**Items**
***

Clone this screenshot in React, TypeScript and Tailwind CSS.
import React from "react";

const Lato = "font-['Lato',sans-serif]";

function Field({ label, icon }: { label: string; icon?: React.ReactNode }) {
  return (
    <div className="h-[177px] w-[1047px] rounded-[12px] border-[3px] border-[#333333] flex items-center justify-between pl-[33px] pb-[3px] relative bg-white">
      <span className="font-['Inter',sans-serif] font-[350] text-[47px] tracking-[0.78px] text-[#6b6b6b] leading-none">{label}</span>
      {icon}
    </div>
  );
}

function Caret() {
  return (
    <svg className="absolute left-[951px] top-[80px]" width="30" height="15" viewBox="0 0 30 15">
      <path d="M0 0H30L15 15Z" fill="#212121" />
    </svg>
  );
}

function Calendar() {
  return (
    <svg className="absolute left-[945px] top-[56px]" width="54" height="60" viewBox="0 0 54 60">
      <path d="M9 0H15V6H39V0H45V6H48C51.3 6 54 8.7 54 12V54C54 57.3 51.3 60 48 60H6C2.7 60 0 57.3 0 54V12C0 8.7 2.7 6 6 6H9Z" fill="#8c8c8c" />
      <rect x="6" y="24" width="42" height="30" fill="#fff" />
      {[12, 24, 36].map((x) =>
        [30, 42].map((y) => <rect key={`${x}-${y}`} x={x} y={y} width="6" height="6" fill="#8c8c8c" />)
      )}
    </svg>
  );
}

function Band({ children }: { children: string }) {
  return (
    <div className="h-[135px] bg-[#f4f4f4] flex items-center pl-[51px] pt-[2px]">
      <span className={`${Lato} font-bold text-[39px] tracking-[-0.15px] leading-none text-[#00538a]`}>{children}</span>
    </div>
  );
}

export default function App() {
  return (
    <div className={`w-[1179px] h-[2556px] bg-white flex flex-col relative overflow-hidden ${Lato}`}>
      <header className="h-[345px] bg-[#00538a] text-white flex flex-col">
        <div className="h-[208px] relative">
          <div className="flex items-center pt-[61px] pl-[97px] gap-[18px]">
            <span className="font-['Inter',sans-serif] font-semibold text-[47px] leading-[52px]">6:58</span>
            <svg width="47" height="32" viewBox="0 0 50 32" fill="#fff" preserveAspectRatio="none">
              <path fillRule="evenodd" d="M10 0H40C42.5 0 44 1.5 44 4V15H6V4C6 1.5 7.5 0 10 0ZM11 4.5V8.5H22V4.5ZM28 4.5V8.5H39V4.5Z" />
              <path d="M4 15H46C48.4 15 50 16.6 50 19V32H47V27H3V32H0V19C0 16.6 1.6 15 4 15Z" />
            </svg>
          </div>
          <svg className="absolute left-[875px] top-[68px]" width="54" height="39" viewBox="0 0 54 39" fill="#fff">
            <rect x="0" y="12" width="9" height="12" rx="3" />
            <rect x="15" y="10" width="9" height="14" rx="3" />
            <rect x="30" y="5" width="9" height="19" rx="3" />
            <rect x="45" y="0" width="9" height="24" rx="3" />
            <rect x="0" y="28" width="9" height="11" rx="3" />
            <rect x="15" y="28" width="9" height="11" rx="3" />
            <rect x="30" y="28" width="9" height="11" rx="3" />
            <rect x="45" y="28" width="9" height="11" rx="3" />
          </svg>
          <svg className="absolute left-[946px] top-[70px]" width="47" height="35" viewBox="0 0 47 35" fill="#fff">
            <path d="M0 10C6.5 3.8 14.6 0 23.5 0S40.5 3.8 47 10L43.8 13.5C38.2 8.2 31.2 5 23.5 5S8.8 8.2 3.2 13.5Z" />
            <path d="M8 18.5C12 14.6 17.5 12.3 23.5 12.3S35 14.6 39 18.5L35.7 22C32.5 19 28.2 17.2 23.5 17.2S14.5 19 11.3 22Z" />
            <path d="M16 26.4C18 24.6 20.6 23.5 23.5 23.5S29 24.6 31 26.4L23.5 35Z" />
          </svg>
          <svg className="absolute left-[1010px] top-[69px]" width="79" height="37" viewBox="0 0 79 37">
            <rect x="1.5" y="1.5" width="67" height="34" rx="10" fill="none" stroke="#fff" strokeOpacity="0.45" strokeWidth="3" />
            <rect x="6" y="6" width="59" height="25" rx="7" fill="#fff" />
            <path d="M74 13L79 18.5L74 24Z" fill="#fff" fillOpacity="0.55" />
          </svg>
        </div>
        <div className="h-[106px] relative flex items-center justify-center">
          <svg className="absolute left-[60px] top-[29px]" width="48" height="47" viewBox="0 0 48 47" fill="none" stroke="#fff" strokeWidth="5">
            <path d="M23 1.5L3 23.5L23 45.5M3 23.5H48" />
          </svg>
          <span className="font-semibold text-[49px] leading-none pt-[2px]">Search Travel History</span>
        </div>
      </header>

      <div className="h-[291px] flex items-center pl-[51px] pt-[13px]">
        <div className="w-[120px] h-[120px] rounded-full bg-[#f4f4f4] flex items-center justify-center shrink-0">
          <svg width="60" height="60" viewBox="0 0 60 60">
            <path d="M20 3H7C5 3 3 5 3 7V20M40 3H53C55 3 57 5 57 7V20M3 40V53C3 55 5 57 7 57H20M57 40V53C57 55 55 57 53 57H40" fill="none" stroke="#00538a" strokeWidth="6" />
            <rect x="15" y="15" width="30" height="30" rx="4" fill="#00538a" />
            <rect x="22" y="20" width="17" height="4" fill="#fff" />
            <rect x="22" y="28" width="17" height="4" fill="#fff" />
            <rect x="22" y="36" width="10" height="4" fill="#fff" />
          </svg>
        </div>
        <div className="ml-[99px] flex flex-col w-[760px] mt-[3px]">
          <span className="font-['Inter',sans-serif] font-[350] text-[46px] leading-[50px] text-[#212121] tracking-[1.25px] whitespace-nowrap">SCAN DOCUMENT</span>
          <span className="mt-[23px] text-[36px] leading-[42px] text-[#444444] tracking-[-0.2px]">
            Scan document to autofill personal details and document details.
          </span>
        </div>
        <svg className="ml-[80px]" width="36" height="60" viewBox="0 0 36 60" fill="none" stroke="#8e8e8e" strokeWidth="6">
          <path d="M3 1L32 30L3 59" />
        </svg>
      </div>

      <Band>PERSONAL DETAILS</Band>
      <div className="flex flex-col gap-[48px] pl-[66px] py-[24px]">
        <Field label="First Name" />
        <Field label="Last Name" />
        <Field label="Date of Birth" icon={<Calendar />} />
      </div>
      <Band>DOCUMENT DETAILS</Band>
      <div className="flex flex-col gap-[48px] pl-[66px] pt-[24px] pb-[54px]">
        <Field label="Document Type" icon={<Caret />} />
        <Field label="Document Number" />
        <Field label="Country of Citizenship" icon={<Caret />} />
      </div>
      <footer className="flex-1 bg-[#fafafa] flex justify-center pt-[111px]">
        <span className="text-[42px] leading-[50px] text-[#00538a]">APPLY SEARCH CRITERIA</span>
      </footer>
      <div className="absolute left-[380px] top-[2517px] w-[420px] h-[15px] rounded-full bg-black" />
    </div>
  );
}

***

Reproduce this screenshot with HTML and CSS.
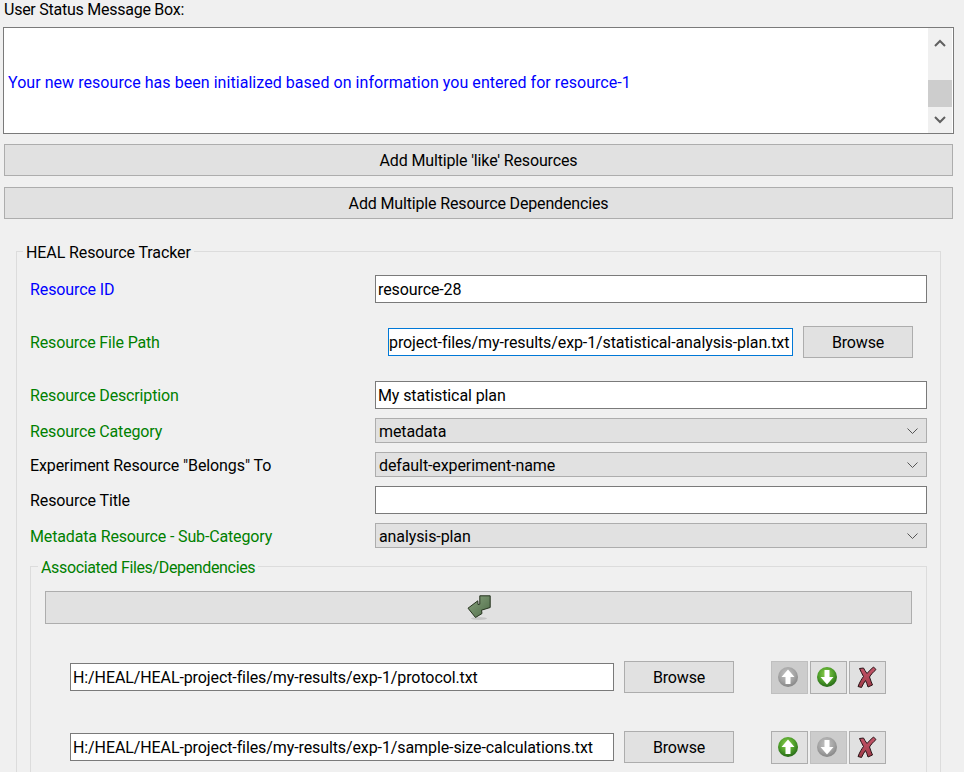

***

**Goal**
Scan the listing above. Collect all lines with the word "React".

**Written reply**
Clone this screenshot in React, TypeScript and Tailwind CSS.
import React from "react";
function Field({ label, icon }: { label: string; icon?: React.ReactNode }) {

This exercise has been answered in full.